You can get both Social Security and VA Veterans disability benefits. In fact, disabled veterans often apply for both types of benefits. However, there are differences between Social Security and VA disability benefits.
What is the difference between Social Security and VA Veterans disability benefits?
Social Security has two types of disability benefits. Social Security disability insurance benefits (SSDI) require that you have worked. Unlike SSDI, Supplemental Security Income (SSI) benefits don’t require that you’ve worked. However, you must meet certain financial requirements. The VA offers veterans disability benefits only for individuals who have served in the armed forces.
Social Security vs. VA Veterans disability benefits
SSDI and SSI have the same definition of disability. You must have medical conditions that keep you from working. You must be unable to work for at least 12 months. Social Security doesn’t award partial disability. VA disability requires that your medical conditions are connected to your service. Unlike Social Security, VA disability does award partial disability benefits. VA disability compensation rates range from 10-100%, in 10% increments.
Can I work and receive Social Security or VA Veterans disability benefits?
If you are working, you may not qualify for Social Security disability. Social Security considers work earnings over a certain amount “substantial gainful activity” or SGA. If you earn over the SGA limit, you will not qualify for Social Security disability. For 2020, SGA is earnings S1,260 per month or more (before taxes). You can still qualify for Social Security disability benefits if you earn less than SGA. However, any work may make it harder for Social Security to approve your claim. Unlike Social Security, veterans can work while receiving VA disability benefits unless they receive Total Disability Based on Individual Unemployability (TDIU.)
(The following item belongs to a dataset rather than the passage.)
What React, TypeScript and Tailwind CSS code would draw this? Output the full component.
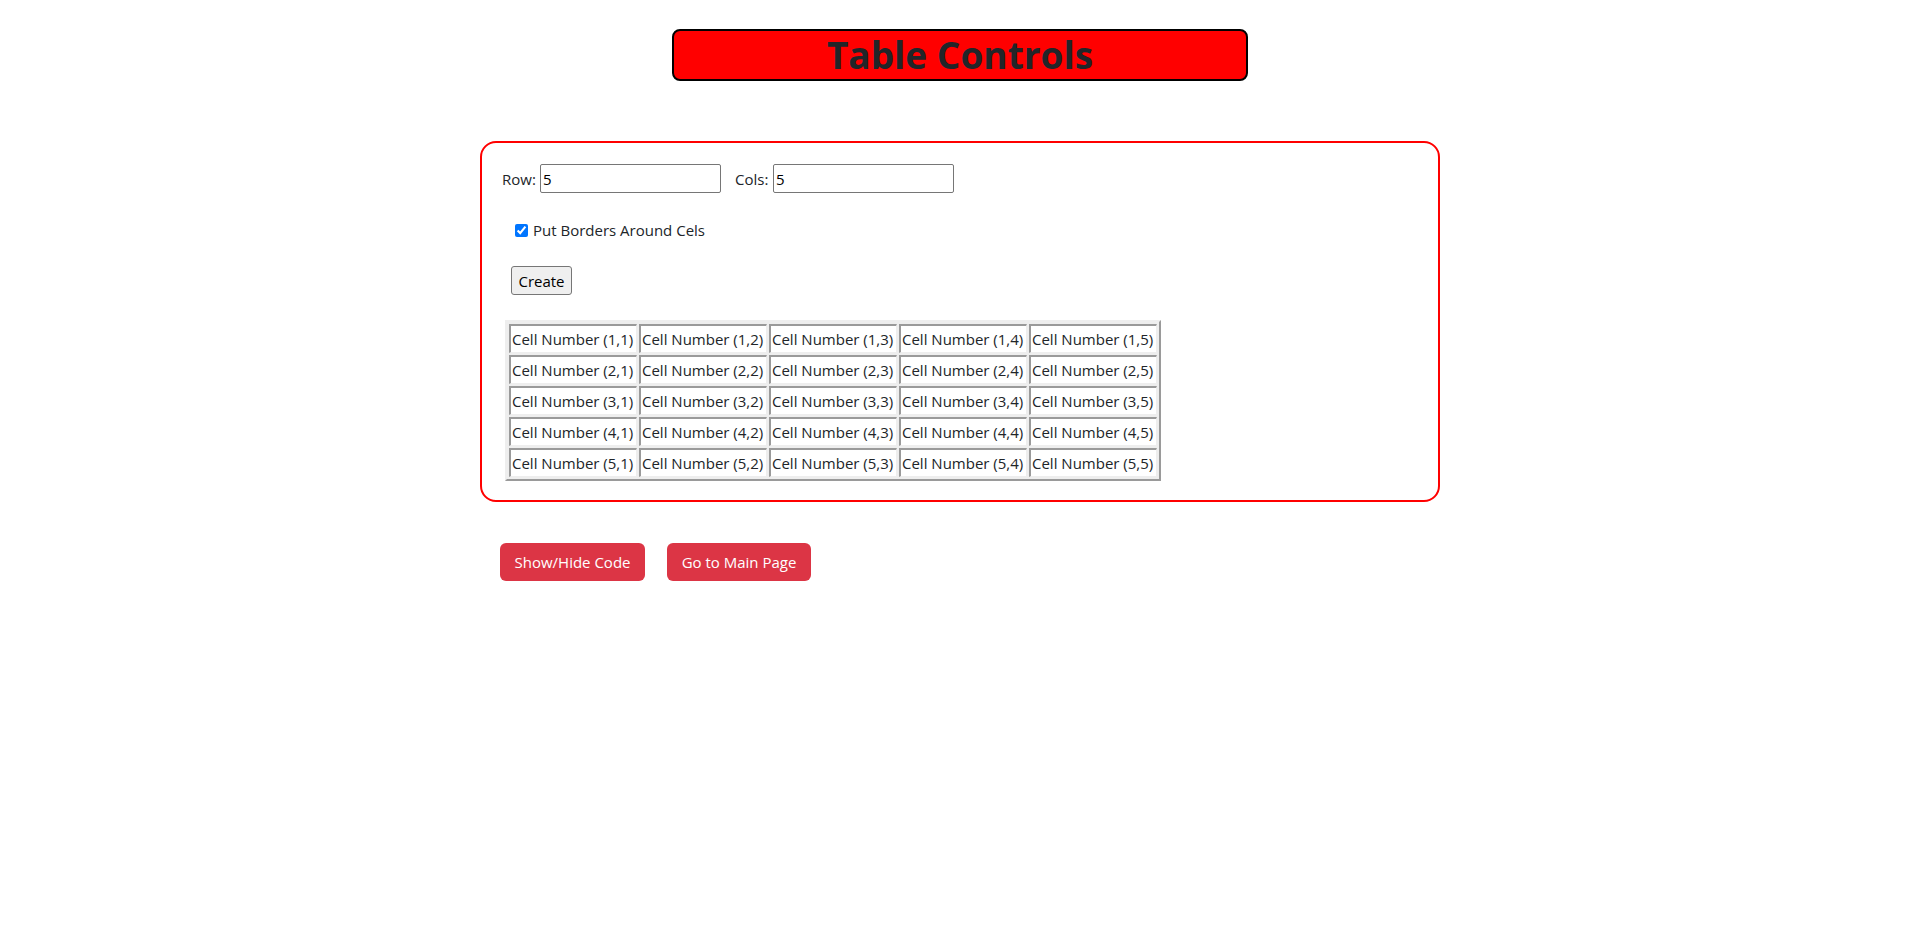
const rows = [1, 2, 3, 4, 5];
const cols = [1, 2, 3, 4, 5];

// 표 셀 하나
const Cell = ({ r, c }: { r: number; c: number }) => (
  <td className="border-t-2 border-l-2 border-r border-b border-t-[#9a9a9a] border-l-[#9a9a9a] border-r-[#eeeeee] border-b-[#eeeeee] bg-white p-px align-middle">
    <div className="w-[123px] whitespace-nowrap leading-6">
      Cell Number ({r},{c})
    </div>
  </td>
);

export default function App() {
  return (
    <div className="min-h-screen bg-white font-['Segoe_UI','Open_Sans',sans-serif] text-[15px] leading-6 text-[#212529]">
      <h1 className="mx-auto mt-[29px] w-[30%] rounded-lg border-2 border-black bg-[#ff0000] text-center text-[37px] font-bold leading-[48px] text-[#212529]">
        Table Controls
      </h1>

      <section className="mx-auto mt-[60px] flex w-1/2 flex-col items-start rounded-2xl border-2 border-[#ff0000] px-5 pb-[19px] pt-[21px]">
        <div className="flex h-[29px] items-center">
          <span className="w-[38px]">Row:</span>
          <input
            className="h-[29px] w-[181px] rounded-[2px] border border-[#767676] px-[2px] text-black"
            defaultValue="5"
          />
          <span className="ml-[14px] w-[38px]">Cols:</span>
          <input
            className="h-[29px] w-[181px] rounded-[2px] border border-[#767676] px-[2px] text-black"
            defaultValue="5"
          />
        </div>

        <label className="mt-[25px] flex h-6 items-center gap-[5px] pl-[13px]">
          <input type="checkbox" defaultChecked className="h-[13px] w-[13px] accent-[#0075ff]" />
          <span>Put Borders Around Cels</span>
        </label>

        <button className="ml-[9px] mt-6 h-[29px] w-[61px] rounded-[3px] border border-[#767676] bg-[#efefef] text-black">
          Create
        </button>

        <table className="ml-[3px] mt-[25px] border-separate border-spacing-[2px] border-2 border-t-[#eeeeee] border-l-[#eeeeee] border-r-[#9a9a9a] border-b-[#9a9a9a] bg-[#eeeeee]">
          <tbody>
            {rows.map((r) => (
              <tr key={r}>
                {cols.map((c) => (
                  <Cell key={c} r={r} c={c} />
                ))}
              </tr>
            ))}
          </tbody>
        </table>
      </section>

      <div className="mx-auto mt-[41px] flex w-1/2 gap-[22px] pl-5">
        <button className="h-[38px] w-[145px] rounded-md bg-[#dc3545] text-white">
          Show/Hide Code
        </button>
        <button className="h-[38px] w-[144px] rounded-md bg-[#dc3545] text-white">
          Go to Main Page
        </button>
      </div>
    </div>
  );
}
Do my VA Veterans disability benefits affect my Social Security disability?
VA veterans disability benefits don’t affect your SSDI payments. You can receive both VA and SSDI payments at the same time. However, VA benefits will reduce your SSI payments. SSA considers VA benefits as “unearned income.” Social Security will deduct unearned income on a dollar for dollar basis except for a $20 exclusion. In other words, Social Security reduces your SSI benefits by the amount of your VA payments.
Social Security and the VA follow different rules. Getting approved for one doesn’t increase your chances of getting approved for the other. However, Social Security considers evidence from the VA. Similarly, the VA considers your Social Security records.
Expedited Social Security disability claims for veterans
Fortunately, Social Security can fast-track certain cases for veterans by expediting the process for veterans with a 100% VA rating. You should identify as a “Veteran rated 100% P&T: when filing your application. You should also provide your VA rating notification letter. Additionally, Social Security fast-tracks case for Wounded Warriors. You should tell Social Security that your injuries happened while on active duty.
Social Security application process
Firstly, Social Security considers their listing of impairments, known as the Blue Book. Secondly, the Blue Book has very specific medical requirements. Thirdly, it can be very difficult to meet one of the listings. Finally, Social Security considers your residual functional capacity or RFC. An RFC includes both physical and mental limitations.
- Social Security looks at your medical evidence to figure out your RFC.
- They ask you to attend an appointment with one of their doctors, sends you for an exam when they need more information about your conditions.
VA veterans disability application process
Veterans go through a VA-directed medical review. The VA uses military doctors and other health personnel to evaluate veterans for their disability. Similarly to SSDI, the VA may ask you to attend a VA claim exam, known as a C&P exam.
Disabled veterans and your age
Social Security has special disability rules the older you are. They look at a chart known as the Medical-Vocational guidelines to evaluate your claim called the “grid rules.”
Example 1: applying the grid rules over 50
For example, Jane, a 54 year old veteran, applied for disability due to degenerative disc disease and right shoulder impairment. She previously worked as an x-ray technician. Jane received a lot of treatment at the VA hospital. However, she had surgery at a civilian hospital. Her medical records included documentation that Jane had difficulty standing and walking. She also had trouble using her right arm. Social Security found that she could not return to work as an x-ray technician. Since she is over the age of 50, Social Security applied the grid rules and approved Jane’s claim.
Example 2: applying the grid rules over 55
As another example, Scott, a 59 year old veteran, applied for disability due to arthritis in his hips. He previously worked as a construction worker. Scott needed a hip replacement and needed a cane for walking. Social Security reviewed his records from the VA. They determined that he could not return to work as a construction worker. Since he couldn’t return to his past work, the grid rules allowed Social Security to approve his claim.
Getting help with your Social Security and VA veterans disability claims
Hiring an experienced disability advocate can increase your chances of getting approved. Firstly, your advocate helps you with your application and can make sure you provide all necessary information. Secondly, your advocate walks you through the process. Thirdly, they can answer all of your questions and help you understand all of the rules. Last, your advocate knows what it takes to get your case approved, you need an expert on your side.